### Problem
Skip every image and restate the data word for word.

---

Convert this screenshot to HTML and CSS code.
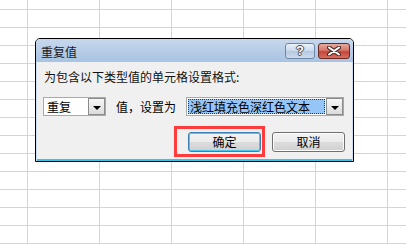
FILE: index.html
```html
<!DOCTYPE html>
<html>
<head>
<meta charset="utf-8">
<link rel="stylesheet" href="styles.css">
</head>
<body>
<div class="dialog">
  <div class="titlebar">
    <span class="title">重复值</span>
    <div class="caps">
      <div class="cap help">?</div>
      <div class="cap close">
        <svg width="14" height="10" viewBox="0 0 14 10">
          <path d="M2 1.5 L12 8.5 M12 1.5 L2 8.5" stroke="#4a2a26" stroke-width="4" stroke-linecap="round"/>
          <path d="M2 1.5 L12 8.5 M12 1.5 L2 8.5" stroke="#ffffff" stroke-width="2" stroke-linecap="round"/>
        </svg>
      </div>
    </div>
  </div>
  <div class="content">
    <div class="prompt">为包含以下类型值的单元格设置格式:</div>
    <div class="row">
      <div class="combo small">
        <span class="val">重复</span>
        <span class="drop"><i class="arrow"></i></span>
      </div>
      <span class="lbl">值，设置为</span>
      <div class="combo wide">
        <span class="sel">浅红填充色深红色文本</span>
        <span class="drop"><i class="arrow"></i></span>
      </div>
    </div>
    <div class="btns">
      <div class="btn ok">确定</div>
      <div class="btn">取消</div>
    </div>
  </div>
  <div class="mark"></div>
</div>
</body>
</html>
```
FILE: styles.css
```css
html, body {
  margin: 0;
  padding: 0;
}
body {
  width: 406px;
  height: 244px;
  overflow: hidden;
  background-color: #ffffff;
  background-image:
    linear-gradient(to right, #d4d4de 1px, transparent 1px),
    linear-gradient(to bottom, #d4d4de 1px, transparent 1px);
  background-size: 72px 18px;
  background-position: 27px 9px;
  font-family: "Noto Sans CJK SC", "Noto Sans", sans-serif;
  font-size: 12px;
  color: #000;
  position: relative;
}
.dialog {
  position: absolute;
  left: 35px;
  top: 38px;
  width: 319px;
  height: 124px;
  box-sizing: border-box;
  border: 1px solid #000;
  border-radius: 5px 5px 0 0;
  background: #f0f0f0;
  box-shadow: inset 1px 0 #cddff1, inset -1px 0 #cddff1, inset 0 -2px #36c3ec;
  display: flex;
  flex-direction: column;
}
.titlebar {
  height: 23px;
  display: flex;
  justify-content: space-between;
  align-items: flex-start;
  background: linear-gradient(#c7d8ec, #a8c3e3);
  border-radius: 4px 4px 0 0;
  padding: 0 3px 0 5px;
}
.title {
  line-height: 14px;
  margin-top: 6px;
  color: #1a1a1a;
}
.caps {
  display: flex;
  gap: 3px;
  margin-top: 4px;
}
.cap {
  height: 16px;
  box-sizing: border-box;
  border-radius: 3px;
  display: flex;
  align-items: center;
  justify-content: center;
}
.help {
  width: 30px;
  border: 1px solid #6f87a6;
  background: linear-gradient(#eaf1f9 0, #c9d9ec 50%, #b3c8e2 51%, #cfdcec 100%);
  font-family: "Liberation Sans", sans-serif;
  font-weight: bold;
  font-size: 13px;
  line-height: 14px;
  color: #ffffff;
  text-shadow: 1px 0 #3b4a5e, -1px 0 #3b4a5e, 0 1px #3b4a5e, 0 -1px #3b4a5e;
}
.close {
  width: 32px;
  border: 1px solid #6a2a22;
  background: linear-gradient(#e8a99c 0, #d6766a 45%, #c4463a 55%, #d86f60 100%);
}
.content {
  flex: 1;
  padding: 8px 8px 0 7px;
  display: flex;
  flex-direction: column;
}
.prompt {
  line-height: 14px;
  padding-left: 1px;
  color: #111;
}
.row {
  margin-top: 13px;
  display: flex;
  align-items: center;
  height: 19px;
}
.combo {
  height: 19px;
  box-sizing: border-box;
  border: 1px solid #a9a9a9;
  background: #fff;
  display: flex;
  align-items: center;
  justify-content: space-between;
}
.small {
  width: 63px;
}
.wide {
  width: 158px;
  margin-left: 10px;
  padding-left: 1px;
}
.val {
  padding-left: 3px;
  line-height: 14px;
}
.lbl {
  margin-left: 10px;
  line-height: 14px;
}
.sel {
  width: 137px;
  height: 15px;
  box-sizing: border-box;
  background: #96c6f8;
  border: 1px dotted #3a3a3a;
  line-height: 13px;
  padding-left: 1px;
  overflow: hidden;
  white-space: nowrap;
}
.drop {
  width: 17px;
  height: 17px;
  box-sizing: border-box;
  border: 1px solid #8c8c8c;
  background: linear-gradient(#f7f7f7, #dcdcdc);
  display: flex;
  align-items: center;
  justify-content: center;
}
.arrow {
  width: 0;
  height: 0;
  border-left: 4px solid transparent;
  border-right: 4px solid transparent;
  border-top: 4px solid #000;
  margin-top: 2px;
}
.btns {
  margin-top: 16px;
  display: flex;
  justify-content: flex-end;
  gap: 11px;
}
.btn {
  width: 73px;
  height: 20px;
  box-sizing: border-box;
  border: 1px solid #707070;
  border-radius: 3px;
  box-shadow: inset 0 0 0 1px #fbfbfb;
  background: linear-gradient(#f3f3f3 0, #ebebeb 50%, #dddddd 51%, #cfcfcf 100%);
  display: flex;
  align-items: center;
  justify-content: center;
  line-height: 14px;
}
.ok {
  border-color: #3c7fb1;
  box-shadow: inset 0 0 0 1px #48c8f2;
}
.mark {
  position: absolute;
  left: 138px;
  top: 87px;
  width: 91px;
  height: 31px;
  box-sizing: border-box;
  border: 3px solid #ff3b3b;
}
```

---

### Answer to the exercise
Convert this screenshot to HTML and CSS code.
FILE: index.html
```html
<!DOCTYPE html>
<html>
<head>
<meta charset="utf-8">
<link rel="stylesheet" href="styles.css">
</head>
<body>
<div class="dialog">
  <div class="titlebar">
    <span class="title">重复值</span>
    <div class="caps">
      <div class="cap help">?</div>
      <div class="cap close">
        <svg width="14" height="10" viewBox="0 0 14 10">
          <path d="M2 1.5 L12 8.5 M12 1.5 L2 8.5" stroke="#4a2a26" stroke-width="4" stroke-linecap="round"/>
          <path d="M2 1.5 L12 8.5 M12 1.5 L2 8.5" stroke="#ffffff" stroke-width="2" stroke-linecap="round"/>
        </svg>
      </div>
    </div>
  </div>
  <div class="content">
    <div class="prompt">为包含以下类型值的单元格设置格式:</div>
    <div class="row">
      <div class="combo small">
        <span class="val">重复</span>
        <span class="drop"><i class="arrow"></i></span>
      </div>
      <span class="lbl">值，设置为</span>
      <div class="combo wide">
        <span class="sel">浅红填充色深红色文本</span>
        <span class="drop"><i class="arrow"></i></span>
      </div>
    </div>
    <div class="btns">
      <div class="btn ok">确定</div>
      <div class="btn">取消</div>
    </div>
  </div>
  <div class="mark"></div>
</div>
</body>
</html>
```
FILE: styles.css
```css
html, body {
  margin: 0;
  padding: 0;
}
body {
  width: 406px;
  height: 244px;
  overflow: hidden;
  background-color: #ffffff;
  background-image:
    linear-gradient(to right, #d4d4de 1px, transparent 1px),
    linear-gradient(to bottom, #d4d4de 1px, transparent 1px);
  background-size: 72px 18px;
  background-position: 27px 9px;
  font-family: "Noto Sans CJK SC", "Noto Sans", sans-serif;
  font-size: 12px;
  color: #000;
  position: relative;
}
.dialog {
  position: absolute;
  left: 35px;
  top: 38px;
  width: 319px;
  height: 124px;
  box-sizing: border-box;
  border: 1px solid #000;
  border-radius: 5px 5px 0 0;
  background: #f0f0f0;
  box-shadow: inset 1px 0 #cddff1, inset -1px 0 #cddff1, inset 0 -2px #36c3ec;
  display: flex;
  flex-direction: column;
}
.titlebar {
  height: 23px;
  display: flex;
  justify-content: space-between;
  align-items: flex-start;
  background: linear-gradient(#c7d8ec, #a8c3e3);
  border-radius: 4px 4px 0 0;
  padding: 0 3px 0 5px;
}
.title {
  line-height: 14px;
  margin-top: 6px;
  color: #1a1a1a;
}
.caps {
  display: flex;
  gap: 3px;
  margin-top: 4px;
}
.cap {
  height: 16px;
  box-sizing: border-box;
  border-radius: 3px;
  display: flex;
  align-items: center;
  justify-content: center;
}
.help {
  width: 30px;
  border: 1px solid #6f87a6;
  background: linear-gradient(#eaf1f9 0, #c9d9ec 50%, #b3c8e2 51%, #cfdcec 100%);
  font-family: "Liberation Sans", sans-serif;
  font-weight: bold;
  font-size: 13px;
  line-height: 14px;
  color: #ffffff;
  text-shadow: 1px 0 #3b4a5e, -1px 0 #3b4a5e, 0 1px #3b4a5e, 0 -1px #3b4a5e;
}
.close {
  width: 32px;
  border: 1px solid #6a2a22;
  background: linear-gradient(#e8a99c 0, #d6766a 45%, #c4463a 55%, #d86f60 100%);
}
.content {
  flex: 1;
  padding: 8px 8px 0 7px;
  display: flex;
  flex-direction: column;
}
.prompt {
  line-height: 14px;
  padding-left: 1px;
  color: #111;
}
.row {
  margin-top: 13px;
  display: flex;
  align-items: center;
  height: 19px;
}
.combo {
  height: 19px;
  box-sizing: border-box;
  border: 1px solid #a9a9a9;
  background: #fff;
  display: flex;
  align-items: center;
  justify-content: space-between;
}
.small {
  width: 63px;
}
.wide {
  width: 158px;
  margin-left: 10px;
  padding-left: 1px;
}
.val {
  padding-left: 3px;
  line-height: 14px;
}
.lbl {
  margin-left: 10px;
  line-height: 14px;
}
.sel {
  width: 137px;
  height: 15px;
  box-sizing: border-box;
  background: #96c6f8;
  border: 1px dotted #3a3a3a;
  line-height: 13px;
  padding-left: 1px;
  overflow: hidden;
  white-space: nowrap;
}
.drop {
  width: 17px;
  height: 17px;
  box-sizing: border-box;
  border: 1px solid #8c8c8c;
  background: linear-gradient(#f7f7f7, #dcdcdc);
  display: flex;
  align-items: center;
  justify-content: center;
}
.arrow {
  width: 0;
  height: 0;
  border-left: 4px solid transparent;
  border-right: 4px solid transparent;
  border-top: 4px solid #000;
  margin-top: 2px;
}
.btns {
  margin-top: 16px;
  display: flex;
  justify-content: flex-end;
  gap: 11px;
}
.btn {
  width: 73px;
  height: 20px;
  box-sizing: border-box;
  border: 1px solid #707070;
  border-radius: 3px;
  box-shadow: inset 0 0 0 1px #fbfbfb;
  background: linear-gradient(#f3f3f3 0, #ebebeb 50%, #dddddd 51%, #cfcfcf 100%);
  display: flex;
  align-items: center;
  justify-content: center;
  line-height: 14px;
}
.ok {
  border-color: #3c7fb1;
  box-shadow: inset 0 0 0 1px #48c8f2;
}
.mark {
  position: absolute;
  left: 138px;
  top: 87px;
  width: 91px;
  height: 31px;
  box-sizing: border-box;
  border: 3px solid #ff3b3b;
}
```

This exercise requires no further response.